** begin **

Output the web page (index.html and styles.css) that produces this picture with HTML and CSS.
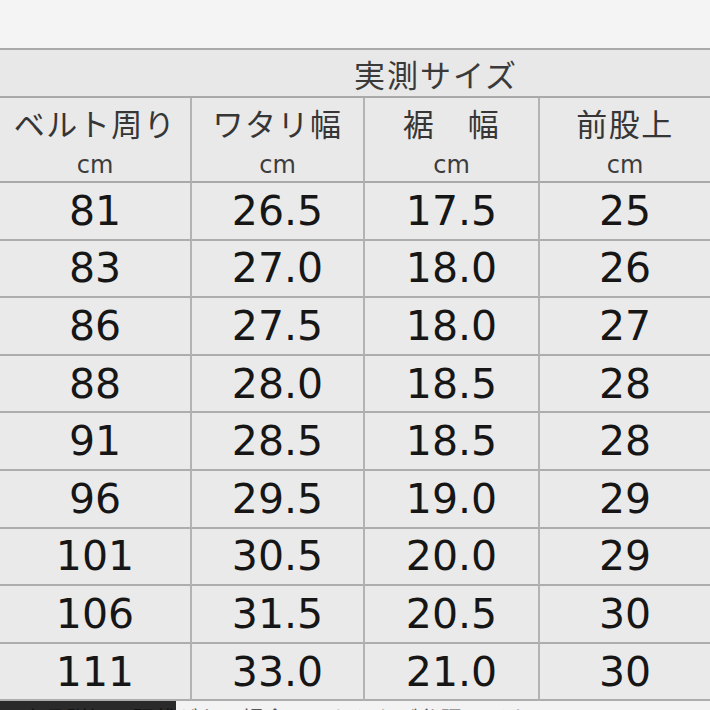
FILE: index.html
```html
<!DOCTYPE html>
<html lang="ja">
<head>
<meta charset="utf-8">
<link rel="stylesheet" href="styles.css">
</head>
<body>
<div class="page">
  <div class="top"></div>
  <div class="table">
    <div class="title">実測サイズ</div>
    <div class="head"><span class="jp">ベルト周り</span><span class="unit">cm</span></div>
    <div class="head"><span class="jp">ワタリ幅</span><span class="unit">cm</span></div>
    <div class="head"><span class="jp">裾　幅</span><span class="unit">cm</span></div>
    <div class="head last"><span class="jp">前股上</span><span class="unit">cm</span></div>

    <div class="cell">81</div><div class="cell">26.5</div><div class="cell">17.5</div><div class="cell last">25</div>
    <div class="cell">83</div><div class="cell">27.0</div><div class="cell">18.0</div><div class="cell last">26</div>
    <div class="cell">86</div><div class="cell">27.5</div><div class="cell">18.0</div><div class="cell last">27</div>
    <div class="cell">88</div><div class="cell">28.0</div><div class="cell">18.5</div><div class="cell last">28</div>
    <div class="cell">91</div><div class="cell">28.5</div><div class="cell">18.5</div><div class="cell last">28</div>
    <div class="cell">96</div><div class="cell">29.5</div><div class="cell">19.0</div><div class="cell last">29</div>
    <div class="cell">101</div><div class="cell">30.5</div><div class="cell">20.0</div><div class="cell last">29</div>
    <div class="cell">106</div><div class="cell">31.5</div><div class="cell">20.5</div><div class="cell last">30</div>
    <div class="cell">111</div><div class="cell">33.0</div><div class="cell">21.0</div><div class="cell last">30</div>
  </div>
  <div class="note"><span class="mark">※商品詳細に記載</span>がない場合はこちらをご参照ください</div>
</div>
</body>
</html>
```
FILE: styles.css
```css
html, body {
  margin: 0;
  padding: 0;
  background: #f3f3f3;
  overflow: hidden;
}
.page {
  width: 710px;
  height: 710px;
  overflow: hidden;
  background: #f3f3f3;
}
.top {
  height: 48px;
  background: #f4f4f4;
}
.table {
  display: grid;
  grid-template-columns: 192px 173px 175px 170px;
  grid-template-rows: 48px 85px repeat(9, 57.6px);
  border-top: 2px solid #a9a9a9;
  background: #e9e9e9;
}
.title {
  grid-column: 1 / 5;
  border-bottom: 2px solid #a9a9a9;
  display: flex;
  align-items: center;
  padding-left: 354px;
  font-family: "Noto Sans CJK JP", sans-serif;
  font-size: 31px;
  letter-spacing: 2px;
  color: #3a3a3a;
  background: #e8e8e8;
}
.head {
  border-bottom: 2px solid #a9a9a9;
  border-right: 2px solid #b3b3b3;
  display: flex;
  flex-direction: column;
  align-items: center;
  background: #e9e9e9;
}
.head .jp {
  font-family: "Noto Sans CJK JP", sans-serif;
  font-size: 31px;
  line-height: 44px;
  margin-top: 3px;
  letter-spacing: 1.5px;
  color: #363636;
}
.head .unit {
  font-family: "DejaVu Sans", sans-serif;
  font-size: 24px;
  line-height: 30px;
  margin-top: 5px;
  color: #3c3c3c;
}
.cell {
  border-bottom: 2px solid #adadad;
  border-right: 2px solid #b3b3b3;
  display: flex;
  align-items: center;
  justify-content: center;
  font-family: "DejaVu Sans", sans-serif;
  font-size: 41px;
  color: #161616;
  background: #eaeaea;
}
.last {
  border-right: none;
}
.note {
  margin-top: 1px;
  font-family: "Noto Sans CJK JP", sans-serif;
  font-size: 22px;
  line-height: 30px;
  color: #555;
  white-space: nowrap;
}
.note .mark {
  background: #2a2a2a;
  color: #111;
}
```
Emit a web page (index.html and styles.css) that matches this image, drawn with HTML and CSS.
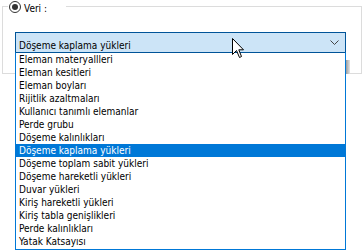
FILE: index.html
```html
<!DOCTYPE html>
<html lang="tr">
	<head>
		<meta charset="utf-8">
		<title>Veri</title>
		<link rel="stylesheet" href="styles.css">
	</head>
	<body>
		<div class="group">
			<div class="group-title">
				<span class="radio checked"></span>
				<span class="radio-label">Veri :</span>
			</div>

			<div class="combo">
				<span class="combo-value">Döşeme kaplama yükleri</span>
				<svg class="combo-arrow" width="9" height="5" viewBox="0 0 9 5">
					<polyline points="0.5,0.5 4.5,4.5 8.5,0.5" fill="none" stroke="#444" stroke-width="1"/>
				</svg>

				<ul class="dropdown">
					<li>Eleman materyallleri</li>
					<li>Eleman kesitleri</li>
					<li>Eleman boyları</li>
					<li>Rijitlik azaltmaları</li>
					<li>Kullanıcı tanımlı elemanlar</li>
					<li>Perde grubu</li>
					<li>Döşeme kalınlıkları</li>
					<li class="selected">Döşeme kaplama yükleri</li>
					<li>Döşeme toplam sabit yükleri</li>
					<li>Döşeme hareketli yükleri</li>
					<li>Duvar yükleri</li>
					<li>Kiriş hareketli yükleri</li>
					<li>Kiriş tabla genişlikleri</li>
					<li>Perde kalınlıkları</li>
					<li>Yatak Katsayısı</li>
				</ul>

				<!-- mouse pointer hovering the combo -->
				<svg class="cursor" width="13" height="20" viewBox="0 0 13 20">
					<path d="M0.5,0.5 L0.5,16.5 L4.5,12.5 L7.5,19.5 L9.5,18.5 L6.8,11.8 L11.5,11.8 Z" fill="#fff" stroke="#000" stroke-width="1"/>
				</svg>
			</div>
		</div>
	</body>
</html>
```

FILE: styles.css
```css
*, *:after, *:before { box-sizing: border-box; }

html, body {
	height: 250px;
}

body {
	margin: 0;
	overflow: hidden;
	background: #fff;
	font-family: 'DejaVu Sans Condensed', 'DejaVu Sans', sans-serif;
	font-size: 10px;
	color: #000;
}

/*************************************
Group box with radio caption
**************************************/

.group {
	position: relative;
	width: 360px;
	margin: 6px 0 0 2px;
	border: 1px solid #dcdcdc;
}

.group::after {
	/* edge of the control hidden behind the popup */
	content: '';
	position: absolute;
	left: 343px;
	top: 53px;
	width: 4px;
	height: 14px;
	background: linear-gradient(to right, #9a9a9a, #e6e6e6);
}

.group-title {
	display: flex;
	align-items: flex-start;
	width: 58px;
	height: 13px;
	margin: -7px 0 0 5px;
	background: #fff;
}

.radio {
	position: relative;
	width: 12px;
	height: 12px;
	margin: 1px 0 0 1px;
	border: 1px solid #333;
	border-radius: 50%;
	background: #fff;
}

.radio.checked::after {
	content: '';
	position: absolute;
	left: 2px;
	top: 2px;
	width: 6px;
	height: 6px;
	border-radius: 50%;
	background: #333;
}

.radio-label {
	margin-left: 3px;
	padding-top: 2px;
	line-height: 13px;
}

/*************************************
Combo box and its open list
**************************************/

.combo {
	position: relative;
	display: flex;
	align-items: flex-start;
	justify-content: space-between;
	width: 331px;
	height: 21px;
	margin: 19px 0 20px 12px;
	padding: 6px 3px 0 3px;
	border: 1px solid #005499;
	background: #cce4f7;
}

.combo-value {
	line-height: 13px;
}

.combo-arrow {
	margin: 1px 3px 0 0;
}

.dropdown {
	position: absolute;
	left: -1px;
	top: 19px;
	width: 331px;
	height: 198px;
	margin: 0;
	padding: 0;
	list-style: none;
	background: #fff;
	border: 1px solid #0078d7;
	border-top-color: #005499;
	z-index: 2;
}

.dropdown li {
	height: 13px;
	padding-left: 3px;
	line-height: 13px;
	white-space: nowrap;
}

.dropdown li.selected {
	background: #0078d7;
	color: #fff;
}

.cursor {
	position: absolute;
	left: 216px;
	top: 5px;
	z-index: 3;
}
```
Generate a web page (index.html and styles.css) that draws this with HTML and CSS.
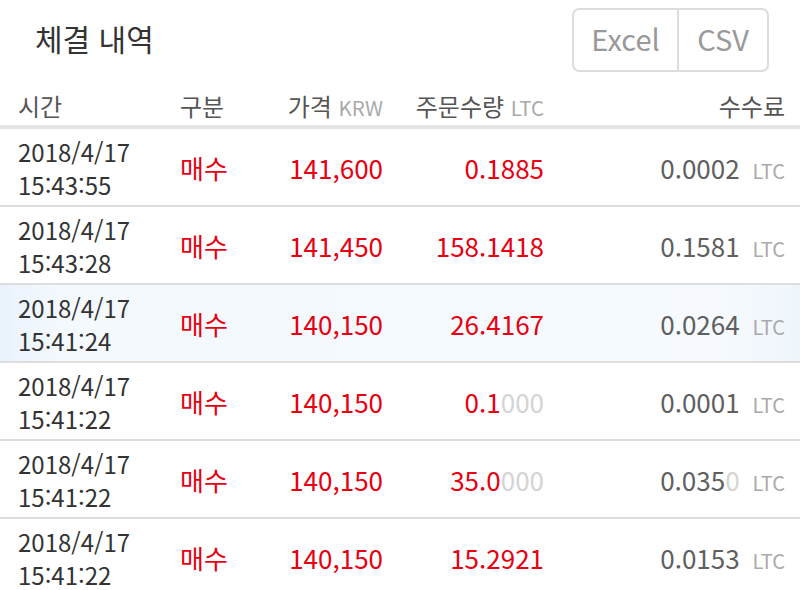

** end **

▶ [Task to complete]:
Return each line that includes "index".

▶ [Solved problem]:
Output the web page (index.html and styles.css) that produces this picture with HTML and CSS.
FILE: index.html
Emit a web page (index.html and styles.css) that matches this image, drawn with HTML and CSS.
FILE: index.html
	z-index: 2;
	z-index: 3;
Generate a web page (index.html and styles.css) that draws this with HTML and CSS.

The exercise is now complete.